Before the Ladies Pro Bowlers Tour capitulated in 2003, Wendy Macpherson might have been the most bubbly, optimistic person making her living on it. But the person I talked to Tuesday was neither bubbly nor optimistic.

"It's been tough," she said. "I'm parentless. I find that hard. My mother (Elizabeth) died in 1992. I felt cheated. She should have been older. I felt cheated that my father should have been older."

In 17 years on tour, Macpherson won 20 titles and was its all-time money winner with $1,238,960. But she has pretty much been on an emotional roller-coaster since the tour folded, leaving her without a steady source of income.

"I was rockin' and rollin' and wasn't ready to retire at 35," she said.

She was able to sock away some of her winnings, which she supplements by giving lessons and taking the occasional odd job, such as working the desk at Sunset Lanes, which she thoroughly enjoyed.

But then her dad got sick and she stopped giving lessons. Her heart just wasn't in it. And now she's wondering if bowling will even be part of her future. She talks about going back to school and changing careers, perhaps to study forensics, which fascinates her.

"It's sad," Macpherson said with a thin smile. "My (background) is 100 percent in bowling, but I am interested in a new career or a new field. But I'm old and I don't know if I have enough time to go back to school."

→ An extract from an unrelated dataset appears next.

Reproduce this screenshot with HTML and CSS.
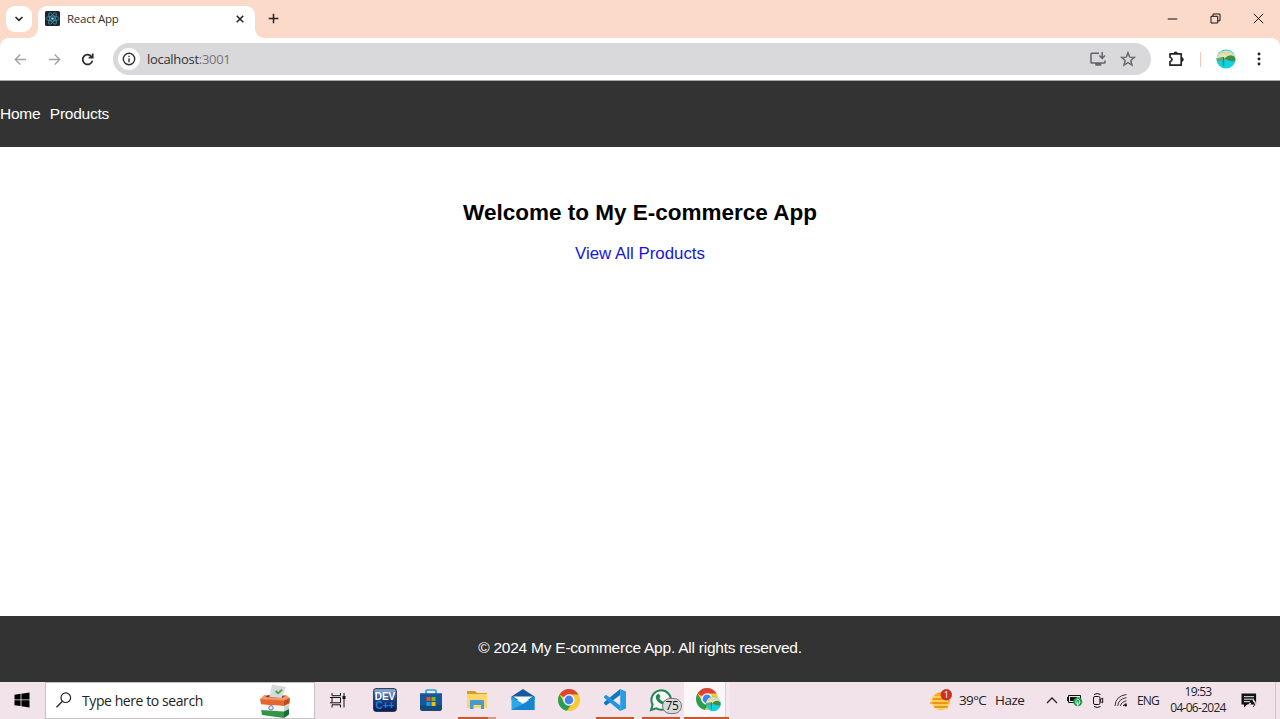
FILE: index.html
```html
<!DOCTYPE html>
<html lang="en">
<head>
<meta charset="utf-8">
<title>React App</title>
<link rel="stylesheet" href="styles.css">
</head>
<body>
<div class="screen">
  <header class="tabstrip">
    <button class="tab-search" aria-label="Search tabs"><svg width="10" height="8" viewBox="0 0 10 8"><path d="M1.500 2 5 5.400 8.500 2" fill="none" stroke="#222" stroke-width="1.600"/></svg></button>
    <div class="tab">
      <svg class="favicon" width="15" height="15" viewBox="0 0 15 15"><rect width="15" height="15" rx="1.500" fill="#20232a"/><g fill="none" stroke="#4099b3" stroke-width=".8"><ellipse cx="7.500" cy="7.500" rx="6.400" ry="2.500"/><ellipse cx="7.500" cy="7.500" rx="6.400" ry="2.500" transform="rotate(60 7.500 7.500)"/><ellipse cx="7.500" cy="7.500" rx="6.400" ry="2.500" transform="rotate(120 7.500 7.500)"/></g><circle cx="7.500" cy="7.500" r="1.300" fill="#61dafb"/></svg>
      <span class="tab-title">React App</span>
      <svg class="tab-close" width="8" height="8" viewBox="0 0 8 8"><path d="M.7.7 7.300 7.300M7.300.7.7 7.300" stroke="#222" stroke-width="1.500"/></svg>
    </div>
    <svg class="new-tab" width="11" height="11" viewBox="0 0 11 11"><path d="M5.500.7v9.600M.7 5.500h9.600" stroke="#222" stroke-width="1.500"/></svg>
    <div class="window-controls">
      <svg width="11" height="11" viewBox="0 0 11 11"><path d="M.7 6h9.600" stroke="#111"/></svg>
      <svg width="11" height="11" viewBox="0 0 11 11"><path d="M1 3.300h6.700V10H1zM3 3V1h7v6.800H8" fill="none" stroke="#111"/></svg>
      <svg width="11" height="11" viewBox="0 0 11 11"><path d="m.8.8 9.400 9.400M10.200.8.8 10.200" stroke="#111"/></svg>
    </div>
  </header>
  <div class="toolbar">
    <div class="nav-buttons">
      <svg width="13" height="13" viewBox="0 0 13 13"><path d="M12 6.500H1.500M6.300 1.500l-5 5 5 5" fill="none" stroke="#a2a2a2" stroke-width="1.400"/></svg>
      <svg width="13" height="13" viewBox="0 0 13 13"><path d="M1 6.500h10.500M6.700 1.500l5 5-5 5" fill="none" stroke="#a2a2a2" stroke-width="1.400"/></svg>
      <svg width="13" height="13" viewBox="0 0 13 13"><path d="M10.600 3.700A4.900 4.900 0 1 0 11.400 7.600M7.700 4.600h4V.6" fill="none" stroke="#292929" stroke-width="1.700"/></svg>
    </div>
    <div class="address">
      <span class="site-info"><svg width="14" height="14" viewBox="0 0 14 14"><circle cx="7" cy="7" r="5.700" fill="none" stroke="#333" stroke-width="1.400"/><path d="M7 6.200v4M7 3.700v1.400" stroke="#333" stroke-width="1.400"/></svg></span>
      <span class="url">localhost<span class="port">:3001</span></span>
      <svg class="install" width="17" height="16" viewBox="0 0 17 16"><path d="M9 2.200H1.800q-.8 0-.8.8v8.200q0 .8.8.8h12.400q.8 0 .8-.8V9.500M12.200 1v6M9.400 4.500l2.800 2.900L15 4.500" fill="none" stroke="#626467" stroke-width="1.500"/><path d="M5.300 12h6v2.700h-6z" fill="#626467"/></svg>
      <svg class="star" width="16" height="16" viewBox="0 0 16 16"><path d="m8 1.700 1.700 4.400 4.700.3-3.600 3 1.200 4.700L8 11.500l-4 2.600 1.200-4.700-3.600-3 4.700-.3z" fill="none" stroke="#626467" stroke-width="1.400"/></svg>
    </div>
    <svg class="puzzle" width="17" height="17" viewBox="0 0 17 17"><path d="M2 2.800h11.200v11.400H2v-3.500q2-.6 2-2.200T2 6.300z" fill="none" stroke="#222" stroke-width="1.700" stroke-linejoin="round"/><path d="M5.700 2.500a2 1.900 0 0 1 4 0zM13.700 6.300a2 2.200 0 0 1 0 4.400z" fill="#222"/></svg>
    <span class="separator"></span>
    <svg class="avatar" width="20" height="20" viewBox="0 0 20 20"><use href="#profile"/></svg>
    <svg class="menu" width="4" height="16" viewBox="0 0 4 16"><g fill="#222"><circle cx="2" cy="3" r="1.450"/><circle cx="2" cy="8" r="1.450"/><circle cx="2" cy="13" r="1.450"/></g></svg>
  </div>

  <nav class="site-nav"><a href="#">Home</a><a href="#">Products</a></nav>
  <main class="page">
    <h1>Welcome to My E-commerce App</h1>
    <a class="view-all" href="#">View All Products</a>
  </main>
  <footer class="site-footer">© 2024 My E-commerce App. All rights reserved.</footer>

  <div class="taskbar">
    <div class="start"><svg width="16" height="16" viewBox="0 0 16 16"><path d="M.5 2.700 6.600 1.800V7.500H.5zM7.400 1.700 15.500.5v7H7.400zM.5 8.300h6.100v5.800L.5 13.300zM7.400 8.300h8.100v7.200l-8.100-1.200z" fill="#000"/></svg></div>
    <div class="search">
      <svg width="17" height="17" viewBox="0 0 17 17"><circle cx="10.800" cy="5.700" r="4.800" fill="none" stroke="#222" stroke-width="1.200"/><path d="M7.400 9.200 1.500 15.200" stroke="#222" stroke-width="1.300"/></svg>
      <span class="search-text">Type here to search</span>
      <svg class="ballot" width="30" height="34" viewBox="0 0 30 34"><path d="m0 15 4-4h22l4 3-5 4z" fill="#f09a6b"/><path d="m5 13 17 1 3-2-17-.7z" fill="#8c3d22"/><path d="m12 .5 14 2.500-4.500 11-12-1z" fill="#d5dade"/><path d="m15.500 7 2.500 2.200 4-3.400" fill="none" stroke="#49a745" stroke-width="1.900"/><path d="m0 15 24 1.500V22L1 20.500z" fill="#e5662d"/><path d="m24 16.500 6-2.500-.6 5.500L24 22z" fill="#c04b20"/><path d="m1 20.500 23 1.500v5.500L1.200 26z" fill="#f4f5f3"/><path d="m24 22 5.400-2.500-.4 5.500-5 2.500z" fill="#cfd4d2"/><path d="m1.200 26 22.800 1.500V34L2 31z" fill="#349648"/><path d="m24 27.500 5-2.500v5.500L24 34z" fill="#17702f"/><circle cx="11" cy="23.800" r="2.200" fill="#e6e8fa" stroke="#6572b0"/></svg>
    </div>
    <div class="task-view"><svg width="17" height="17" viewBox="0 0 17 17"><path d="M2 1v2.700h8.500V1M2 15.500v-2.700h8.500v2.700M2 5.500h8.500v5.300H2zM14 1v14.500M0 5.500h2M0 10.800h2" fill="none" stroke="#111"/><path d="M12.500 4h3v3h-3z" fill="#111"/></svg></div>
    <div class="app"><svg width="24" height="24" viewBox="0 0 24 24"><defs><linearGradient id="dev" x2="0" y2="1"><stop stop-color="#9abbe6"/><stop offset=".45" stop-color="#1d4388"/><stop offset="1" stop-color="#091c50"/></linearGradient></defs><rect x=".7" y=".7" width="22.600" height="22.600" rx="2" fill="url(#dev)" stroke="#12213f"/><text class="dev-title" x="12" y="11.500" text-anchor="middle">DEV</text><text class="dev-lang" x="12" y="21.300" text-anchor="middle">C++</text></svg></div>
    <div class="app"><svg width="24" height="24" viewBox="0 0 24 24"><path d="M7 6V3q0-1 1-1h8q1 0 1 1v3" fill="none" stroke="#25a8e0" stroke-width="1.700"/><path d="M1 5.300h22V20q0 3-3 3H4q-3 0-3-3z" fill="#16599a"/><path d="M1 17h22v3q0 3-3 3H4q-3 0-3-3z" fill="#154777"/><path d="M7.500 9h4v4h-4z" fill="#f25022"/><path d="M12.500 9h4v4h-4z" fill="#7fba00"/><path d="M7.500 14h4v4h-4z" fill="#00a4ef"/><path d="M12.500 14h4v4h-4z" fill="#ffb900"/></svg></div>
    <div class="app running grouped"><svg width="22" height="22" viewBox="0 0 22 22"><path d="M1 2h8l2 2h10v15H1z" fill="#d79b27"/><path d="M1 5h20v14H1z" fill="#fbd66b"/><path d="M4 20v-8q0-1 1-1h12q1 0 1 1v8h-3v-4H7.500v4z" fill="#459bd2"/></svg></div>
    <div class="app"><svg width="24" height="24" viewBox="0 0 24 24"><path d="M.5 8.500 12 1l11.500 7.500V12H.5z" fill="#155a9f"/><path d="M.5 8.500 12 16l11.500-7.500V22H.5z" fill="#28a9e9"/><path d="M.5 22 15 14.500 23.500 9v13z" fill="#1685d0"/><path d="M2 8.500h20L12 15z" fill="#f6fbff"/></svg></div>
    <div class="app"><svg width="24" height="24" viewBox="0 0 24 24"><g id="chrome"><circle cx="12" cy="12" r="11" fill="#fac832"/><path d="M12 12 2.500 6.500A11 11 0 0 1 21.500 6.500H12z" fill="#dc4437"/><path d="M2.500 6.500 7.300 14.800 12 17.500 9.600 22.700A11 11 0 0 1 2.500 6.500z" fill="#279d58"/><path d="m9.600 22.700 4.800-6-4-2-3.100.1z" fill="#279d58"/><circle cx="12" cy="12" r="5.700" fill="#fff"/><circle cx="12" cy="12" r="4.400" fill="#4285ea"/></g></svg></div>
    <div class="app running"><svg width="24" height="24" viewBox="0 0 24 24"><path d="M17.200 1v6L3 17.500l-2-1.700v-1.500z" fill="#1476b8"/><path d="M1 8.500 3 6.700l14.200 10.800V23L1 9.800z" fill="#2396db"/><path d="m17.200 1 5.800 2.500v17L17.200 23z" fill="#279ee1"/></svg></div>
    <div class="app running"><svg class="whatsapp" width="25" height="24" viewBox="0 0 25 24"><path d="m2 22 1.600-5.400a9.700 9.700 0 1 1 3.700 3.800z" fill="#f6f9f6" stroke="#238456" stroke-width="2"/><path d="M8.200 6.600q1.500-1.600 2.200 0l1 2-1.100 1.600q1.300 2.500 3.900 3.600l1.600-1.500 2.300 1.100q.8.600.2 1.700-1.800 3-6.400.6-4.800-2.800-5.200-6.500-.1-1.600 1.500-2.600z" fill="#238456"/></svg><span class="badge">75</span></div>
    <div class="app running active"><svg width="28" height="26" viewBox="0 0 28 26"><use href="#chrome"/><g transform="translate(10.500 9) scale(.78)"><g id="profile"><circle cx="10" cy="10" r="9.500" fill="#10d1df"/><path d="M.7 9A9.500 9.500 0 0 1 19.300 9l-6 1.500z" fill="#dfe4b2"/><path d="M.5 9.500 6 8l4 2-9 3z" fill="#65a96c"/><path d="M9 9q5-5 10-1l.3 4q-5 1-10.300-2z" fill="#438c45"/><path d="m3 5 4-2 3 2 4-2" fill="none" stroke="#efbe8b"/><path d="M7.500 8v9" stroke="#267f63" stroke-width="1.300"/></g></g></svg></div>
    <div class="weather"><svg width="24" height="24" viewBox="0 0 24 24"><circle cx="11" cy="13" r="9" fill="#f5ac22"/><path d="M2 9h13M0 13h18M2 17h18M6 20.500h12" stroke="#ffdc66" stroke-width="1.500"/><path d="M0 15h17M4 19h14M3 11h16" stroke="#de7d19"/><circle cx="16.300" cy="6.800" r="5.700" fill="#cb3027"/><text class="alert-count" x="16.300" y="9.900" text-anchor="middle">1</text></svg><span class="temp">39°C</span><span class="haze">Haze</span></div>
    <div class="tray">
      <svg width="12" height="8" viewBox="0 0 12 8"><path d="m1 7 5-5 5 5" fill="none" stroke="#222" stroke-width="1.300"/></svg>
      <svg class="battery" width="16" height="14" viewBox="0 0 16 14"><path d="M1.500 2.500h12v7h-12z" fill="none" stroke="#111"/><path d="M3 4h7v4H3zM0 4h1v4H0z" fill="#111"/><circle cx="10.800" cy="8.800" r="4.500" fill="#1b9b49"/><path d="M10.800 6c3 1.500 2.200 5.300 0 5.500-2.200-.2-3-4 0-5.500zM10.800 8.500V13" fill="none" stroke="#e9fff0"/></svg>
      <svg class="camera" width="12" height="17" viewBox="0 0 12 17"><path d="M2 2.500q3-2 6.500 0M2 14.500q3 2 6.500 0" fill="none" stroke="#111"/><rect x="1.500" y="4.500" width="6.500" height="8" rx="1.500" fill="none" stroke="#111"/><path d="m8.200 7.500 2.500-1.300v4.600L8.200 9.500z" fill="none" stroke="#111"/></svg>
      <svg class="wifi" width="14" height="14" viewBox="0 0 14 14"><g fill="none" stroke="#333"><path d="M1 13Q1.500 3 12.500 1.500M3.800 13Q4.200 6 12.500 4.600M6.500 13Q7 9 12.500 7.700M9.200 13q.5-2 3.300-2.500"/></g><circle cx="11.700" cy="12.300" r="1.300" fill="#111"/></svg>
      <span class="lang">ENG</span>
      <span class="clock"><span class="time">19:53</span><span class="date">04-06-2024</span></span>
      <svg class="notify" width="16" height="16" viewBox="0 0 16 16"><path d="M.5 1.500h14.600v11H6l-3 3v-3H.5z" fill="#111"/><path d="M3 4.700h10M3 7.200h10M3 9.700h6" stroke="#eee"/><path d="M12 8.200q3 2.500 1.800 4.600M10 11.500a2 2 0 1 0 2 2" fill="none" stroke="#f1e2eb" stroke-width="1.500"/><path d="M12.500 10.500q2.300 2.500-.3 4.300" fill="none" stroke="#111"/></svg>
    </div>
    <span class="show-desktop"></span>
  </div>
</div>
</body>
</html>
```
FILE: styles.css
```css
* { box-sizing: border-box; }
body { margin: 0; overflow: hidden; background: #fff; }
svg { display: block; flex: none; overflow: visible; }
.screen { width: 1280px; height: 719px; display: flex; flex-direction: column; font-family: "Liberation Sans", Arial, sans-serif; }
.tabstrip { height: 38px; flex: none; display: flex; align-items: flex-start; background: #fcdac9; padding-left: 6px; }
.tab-search { width: 26px; height: 26px; margin-top: 6px; padding: 0; border: 0; border-radius: 9px; background: #fff; display: flex; align-items: center; justify-content: center; }
.tab { position: relative; width: 217px; height: 32px; margin: 6px 0 0 6px; background: #fff; border-radius: 9px 9px 0 0; display: flex; align-items: center; padding: 0 10px 7px 7px; }
.tab::before, .tab::after { content: ""; position: absolute; bottom: 0; width: 9px; height: 9px; }
.tab::before { left: -9px; background: radial-gradient(circle at 0 0, transparent 8.500px, #fff 9px); }
.tab::after { right: -9px; background: radial-gradient(circle at 100% 0, transparent 8.500px, #fff 9px); }
.tab-title { margin-left: 7px; font: 11.500px "Open Sans", sans-serif; letter-spacing: -.25px; color: #333; white-space: nowrap; }
.tab-close { margin-left: auto; margin-right: 1px; }
.new-tab { margin: 13px 0 0 13px; }
.window-controls { margin: 13px 16px 0 auto; display: flex; gap: 32px; }
.toolbar { position: relative; height: 43px; flex: none; display: flex; align-items: center; padding: 0 19px 0 14px; background: #fff; border-bottom: 1px solid #aaa; }
.toolbar::before, .toolbar::after { content: ""; position: absolute; top: 0; width: 8px; height: 8px; }
.toolbar::before { left: 0; background: radial-gradient(circle at 100% 100%, transparent 7.500px, #fcdac9 8px); }
.toolbar::after { right: 0; background: radial-gradient(circle at 0 100%, transparent 7.500px, #fcdac9 8px); }
.nav-buttons { display: flex; gap: 20.500px; width: 98.500px; }
.address { width: 1038.500px; height: 32px; border-radius: 16px; background: #d9d9db; display: flex; align-items: center; padding: 0 15px 0 5px; }
.site-info { width: 22px; height: 22px; border-radius: 50%; background: #fff; display: flex; align-items: center; justify-content: center; }
.url { margin-left: 7.500px; font: 13px "Open Sans", sans-serif; color: #333; letter-spacing: -.3px; }
.port { color: #747474; }
.install { margin-left: auto; }
.star { margin-left: 13px; }
.puzzle { margin-left: 17px; }
.separator { width: 1px; height: 15px; margin-left: 15px; background: #f8c8b5; }
.avatar { margin-left: 15px; }
.menu { margin-left: auto; }
.site-nav { height: 66px; flex: none; background: #333; display: flex; align-items: center; gap: 9.400px; font-size: 15.500px; letter-spacing: -.24px; padding-bottom: 1px; }
.site-nav a { color: #fff; text-decoration: none; }
.page { flex: 1; text-align: center; padding-top: 53px; }
.page h1 { font-size: 22.500px; line-height: 26px; margin: 0 0 17px; }
.view-all { display: block; color: #1515df; text-decoration: none; font-size: 16.875px; line-height: 21px; }
.site-footer { height: 66px; flex: none; background: #333; color: #fff; display: flex; align-items: center; justify-content: center; font-size: 15.500px; letter-spacing: -.235px; padding-bottom: 2px; }
.taskbar { height: 37px; flex: none; display: flex; background: #f2e3eb; font-family: "Open Sans", sans-serif; color: #222; }
.start { width: 45px; display: flex; align-items: center; justify-content: center; padding: 0 1px 1px 0; }
.search { width: 270px; background: #fff; border: 1px solid #c6c1c4; display: flex; align-items: center; padding-left: 9px; }
.search-text { margin-left: 10px; font-size: 14px; letter-spacing: -.42px; white-space: nowrap; }
.ballot { margin-left: auto; margin-right: 24px; }
.task-view { width: 47px; display: flex; align-items: center; justify-content: center; padding: 0 1px 1px 0; }
.app { position: relative; width: 46px; display: flex; align-items: center; justify-content: center; padding-bottom: 1px; }
.running::after { content: ""; position: absolute; height: 2px; left: 4px; right: 4px; bottom: 0; background: #c7592d; }
.grouped::after { background: linear-gradient(to right, #c7592d 80%, #d79b83 80%); }
.active { background: linear-gradient(to right, #fbf6f9 41px, #ddcfd7 41px 42px, #f5e9f0 42px); padding-left: 3px; }
.active::after { left: 0; right: 1px; }
.dev-title { font: bold 10px "Liberation Sans", sans-serif; fill: #fff; }
.dev-lang { font: bold 10px "Liberation Sans", sans-serif; fill: #1683dc; }
.badge { position: absolute; left: 24px; top: 16px; width: 20px; height: 16px; border: 1px solid #777; border-radius: 8px; background: #d9dadb; color: #111; font-size: 12px; line-height: 14px; text-align: center; letter-spacing: -.3px; }
.weather { margin-left: auto; display: flex; align-items: center; width: 116px; font-size: 13.500px; padding-bottom: 1px; }
.alert-count { font: 9px "Open Sans", sans-serif; fill: #fff; }
.temp { margin-left: 5px; width: 36px; letter-spacing: -.65px; }
.haze { letter-spacing: -.5px; }
.tray { display: flex; align-items: center; width: 212px; padding-bottom: 1px; }
.battery { margin-left: 9px; }
.camera { margin-left: 9px; }
.wifi { margin-left: 10px; }
.lang { margin-left: 9px; width: 24px; font-size: 12px; letter-spacing: -.85px; }
.clock { width: 60px; margin-left: 7px; display: flex; flex-direction: column; align-items: center; font-size: 12px; line-height: 16.500px; letter-spacing: -.72px; white-space: nowrap; }
.notify { margin-left: 13px; }
.show-desktop { width: 5px; border-left: 1px solid #cfc4cb; margin-left: 17px; }
```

But by winning perhaps the biggest tournament of her life she proved she still has what it takes if she finds going back to school is not up her alley.

"I sit here and talk like this now," Macpherson said. "But if I get going and bowl a tournament and my heart beats a certain way, and the excitement and the competition and all that's involved, it really rejuvenates me.

"It almost makes me want to get going and do it all over again."